(Entries with page source code)
____
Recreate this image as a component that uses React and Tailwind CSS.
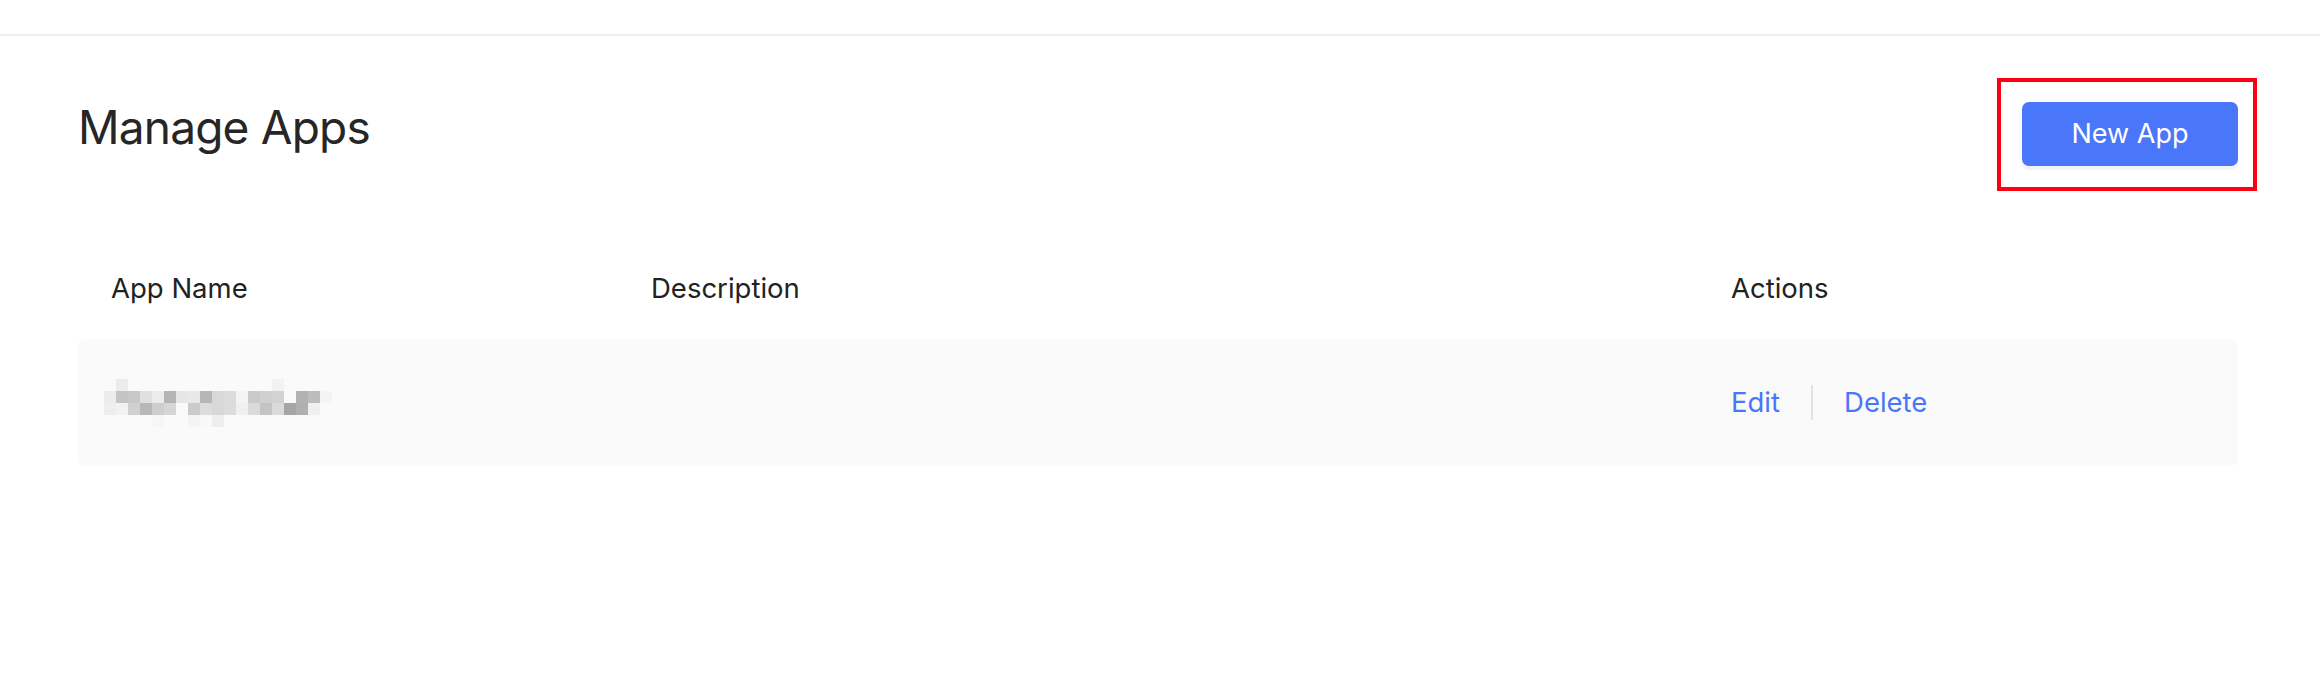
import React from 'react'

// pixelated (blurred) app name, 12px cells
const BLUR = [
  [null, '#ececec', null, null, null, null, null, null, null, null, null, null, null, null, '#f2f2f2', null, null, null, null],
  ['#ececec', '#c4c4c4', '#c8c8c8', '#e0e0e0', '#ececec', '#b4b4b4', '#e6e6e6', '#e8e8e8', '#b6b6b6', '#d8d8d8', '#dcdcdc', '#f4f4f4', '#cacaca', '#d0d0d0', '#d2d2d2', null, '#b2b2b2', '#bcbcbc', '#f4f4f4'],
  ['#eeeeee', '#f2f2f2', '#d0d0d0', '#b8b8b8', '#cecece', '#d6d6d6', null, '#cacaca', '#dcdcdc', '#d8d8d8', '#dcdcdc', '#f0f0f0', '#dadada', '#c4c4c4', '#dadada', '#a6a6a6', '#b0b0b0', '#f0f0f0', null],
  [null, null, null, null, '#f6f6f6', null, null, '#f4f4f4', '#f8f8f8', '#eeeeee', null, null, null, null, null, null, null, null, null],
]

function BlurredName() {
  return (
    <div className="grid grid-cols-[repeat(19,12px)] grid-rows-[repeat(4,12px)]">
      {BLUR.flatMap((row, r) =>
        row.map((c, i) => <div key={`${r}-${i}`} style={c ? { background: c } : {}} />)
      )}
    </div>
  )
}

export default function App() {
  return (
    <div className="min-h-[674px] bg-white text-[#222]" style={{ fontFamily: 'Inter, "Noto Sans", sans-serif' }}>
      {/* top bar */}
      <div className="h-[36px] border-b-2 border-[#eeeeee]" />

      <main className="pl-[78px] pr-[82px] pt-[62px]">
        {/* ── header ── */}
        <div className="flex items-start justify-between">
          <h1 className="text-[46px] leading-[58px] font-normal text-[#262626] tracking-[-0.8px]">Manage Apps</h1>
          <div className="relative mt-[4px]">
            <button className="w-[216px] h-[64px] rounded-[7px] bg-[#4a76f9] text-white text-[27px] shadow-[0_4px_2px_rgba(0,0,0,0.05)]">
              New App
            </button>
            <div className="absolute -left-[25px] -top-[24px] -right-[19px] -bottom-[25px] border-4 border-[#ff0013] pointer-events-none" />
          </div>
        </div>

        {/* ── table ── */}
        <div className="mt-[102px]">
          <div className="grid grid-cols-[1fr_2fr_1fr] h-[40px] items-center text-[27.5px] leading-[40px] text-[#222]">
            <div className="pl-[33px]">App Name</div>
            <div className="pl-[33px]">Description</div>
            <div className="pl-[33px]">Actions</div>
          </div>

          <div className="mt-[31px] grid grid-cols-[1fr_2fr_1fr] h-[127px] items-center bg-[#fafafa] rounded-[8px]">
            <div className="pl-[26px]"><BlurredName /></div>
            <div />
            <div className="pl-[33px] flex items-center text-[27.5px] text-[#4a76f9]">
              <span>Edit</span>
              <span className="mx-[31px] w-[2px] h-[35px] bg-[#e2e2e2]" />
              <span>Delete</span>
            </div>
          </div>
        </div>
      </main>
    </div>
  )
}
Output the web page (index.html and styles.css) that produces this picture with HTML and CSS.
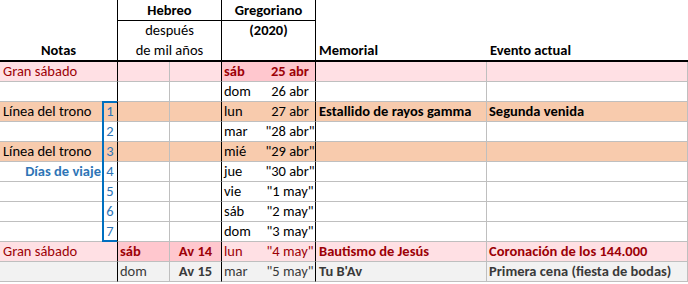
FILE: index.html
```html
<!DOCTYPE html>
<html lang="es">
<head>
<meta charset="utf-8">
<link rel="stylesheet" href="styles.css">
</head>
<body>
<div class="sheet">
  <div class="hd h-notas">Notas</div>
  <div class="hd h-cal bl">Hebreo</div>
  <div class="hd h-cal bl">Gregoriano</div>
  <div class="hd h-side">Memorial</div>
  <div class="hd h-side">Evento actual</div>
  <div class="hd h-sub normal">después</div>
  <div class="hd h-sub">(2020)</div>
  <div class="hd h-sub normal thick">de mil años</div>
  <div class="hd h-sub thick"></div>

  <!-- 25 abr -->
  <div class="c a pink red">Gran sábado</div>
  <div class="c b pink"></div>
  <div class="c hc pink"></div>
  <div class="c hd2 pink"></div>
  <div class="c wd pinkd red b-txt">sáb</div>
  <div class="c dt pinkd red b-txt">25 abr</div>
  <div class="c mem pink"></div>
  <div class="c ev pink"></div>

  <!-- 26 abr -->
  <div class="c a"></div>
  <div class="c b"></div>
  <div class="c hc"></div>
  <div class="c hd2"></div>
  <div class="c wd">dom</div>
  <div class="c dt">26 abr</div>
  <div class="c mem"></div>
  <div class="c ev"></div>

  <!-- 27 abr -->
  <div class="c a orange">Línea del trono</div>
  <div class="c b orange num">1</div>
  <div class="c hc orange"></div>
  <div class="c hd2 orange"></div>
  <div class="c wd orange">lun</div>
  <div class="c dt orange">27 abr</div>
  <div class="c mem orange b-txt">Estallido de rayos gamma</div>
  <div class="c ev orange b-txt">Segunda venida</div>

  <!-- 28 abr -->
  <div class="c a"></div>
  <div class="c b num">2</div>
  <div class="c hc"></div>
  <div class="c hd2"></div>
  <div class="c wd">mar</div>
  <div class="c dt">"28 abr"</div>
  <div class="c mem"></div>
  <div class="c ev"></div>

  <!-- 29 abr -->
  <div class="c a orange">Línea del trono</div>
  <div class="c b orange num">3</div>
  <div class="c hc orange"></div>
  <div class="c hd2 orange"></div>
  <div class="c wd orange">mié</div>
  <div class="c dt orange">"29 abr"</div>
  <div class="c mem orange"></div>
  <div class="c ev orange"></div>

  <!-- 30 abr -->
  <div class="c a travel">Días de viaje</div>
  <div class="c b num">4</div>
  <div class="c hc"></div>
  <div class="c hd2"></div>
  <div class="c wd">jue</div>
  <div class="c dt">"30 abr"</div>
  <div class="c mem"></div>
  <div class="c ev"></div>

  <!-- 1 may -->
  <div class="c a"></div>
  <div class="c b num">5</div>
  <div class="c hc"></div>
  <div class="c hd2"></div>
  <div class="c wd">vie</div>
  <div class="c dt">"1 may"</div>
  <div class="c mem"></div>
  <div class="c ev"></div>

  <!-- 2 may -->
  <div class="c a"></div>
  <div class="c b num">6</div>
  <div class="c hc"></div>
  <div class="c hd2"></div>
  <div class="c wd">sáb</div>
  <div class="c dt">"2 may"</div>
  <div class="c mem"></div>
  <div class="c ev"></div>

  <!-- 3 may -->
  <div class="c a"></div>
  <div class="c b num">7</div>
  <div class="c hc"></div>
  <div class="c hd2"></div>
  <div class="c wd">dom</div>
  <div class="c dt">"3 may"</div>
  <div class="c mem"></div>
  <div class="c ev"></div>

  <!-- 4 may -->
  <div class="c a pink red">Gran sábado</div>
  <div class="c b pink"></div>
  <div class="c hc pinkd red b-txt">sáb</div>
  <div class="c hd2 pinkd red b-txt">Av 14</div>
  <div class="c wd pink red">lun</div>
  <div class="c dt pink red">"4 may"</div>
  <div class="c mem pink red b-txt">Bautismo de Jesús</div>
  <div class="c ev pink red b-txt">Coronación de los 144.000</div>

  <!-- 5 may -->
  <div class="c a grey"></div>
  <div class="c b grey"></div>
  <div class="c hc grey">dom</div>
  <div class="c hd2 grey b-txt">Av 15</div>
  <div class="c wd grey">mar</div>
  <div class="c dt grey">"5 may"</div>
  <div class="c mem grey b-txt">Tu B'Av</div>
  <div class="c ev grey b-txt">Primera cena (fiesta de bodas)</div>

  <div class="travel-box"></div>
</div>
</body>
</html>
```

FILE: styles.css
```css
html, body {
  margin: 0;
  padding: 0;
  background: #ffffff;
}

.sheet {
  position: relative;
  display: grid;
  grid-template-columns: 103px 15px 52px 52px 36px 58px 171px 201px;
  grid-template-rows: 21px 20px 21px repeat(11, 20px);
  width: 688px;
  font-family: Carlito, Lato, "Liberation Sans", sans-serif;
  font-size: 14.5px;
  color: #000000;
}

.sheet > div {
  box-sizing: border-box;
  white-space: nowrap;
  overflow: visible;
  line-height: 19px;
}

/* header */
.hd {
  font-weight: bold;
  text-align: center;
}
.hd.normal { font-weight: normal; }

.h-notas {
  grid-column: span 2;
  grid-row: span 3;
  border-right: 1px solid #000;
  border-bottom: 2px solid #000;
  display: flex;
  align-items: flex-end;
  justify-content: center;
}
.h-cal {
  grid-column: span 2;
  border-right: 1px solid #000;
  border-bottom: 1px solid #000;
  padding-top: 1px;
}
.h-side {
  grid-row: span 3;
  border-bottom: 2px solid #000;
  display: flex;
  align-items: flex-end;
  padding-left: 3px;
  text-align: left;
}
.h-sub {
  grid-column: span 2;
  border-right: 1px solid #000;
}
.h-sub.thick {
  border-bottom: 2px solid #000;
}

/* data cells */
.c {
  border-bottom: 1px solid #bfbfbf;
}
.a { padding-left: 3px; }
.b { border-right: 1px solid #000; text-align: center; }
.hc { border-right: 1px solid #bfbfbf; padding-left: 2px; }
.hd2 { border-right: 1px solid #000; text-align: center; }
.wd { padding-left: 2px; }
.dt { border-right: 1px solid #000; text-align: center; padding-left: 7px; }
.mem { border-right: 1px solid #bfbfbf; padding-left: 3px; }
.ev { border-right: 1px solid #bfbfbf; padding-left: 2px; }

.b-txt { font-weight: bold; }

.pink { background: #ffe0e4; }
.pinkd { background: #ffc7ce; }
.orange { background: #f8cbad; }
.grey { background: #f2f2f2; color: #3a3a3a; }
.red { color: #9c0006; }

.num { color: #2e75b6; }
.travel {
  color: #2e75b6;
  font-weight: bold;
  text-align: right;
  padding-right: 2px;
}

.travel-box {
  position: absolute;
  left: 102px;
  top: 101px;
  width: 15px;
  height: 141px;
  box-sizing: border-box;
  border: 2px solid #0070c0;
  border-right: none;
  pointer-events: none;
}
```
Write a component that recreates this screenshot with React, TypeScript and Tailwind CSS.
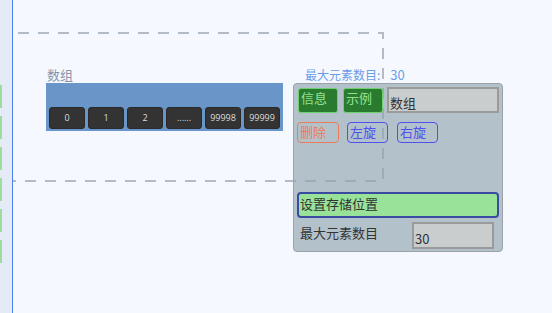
____
## Problem details
Copy out each line of the records where the string "React" appears.

## Result
Recreate this image as a component that uses React and Tailwind CSS.
import React from 'react'
Write a component that recreates this screenshot with React, TypeScript and Tailwind CSS.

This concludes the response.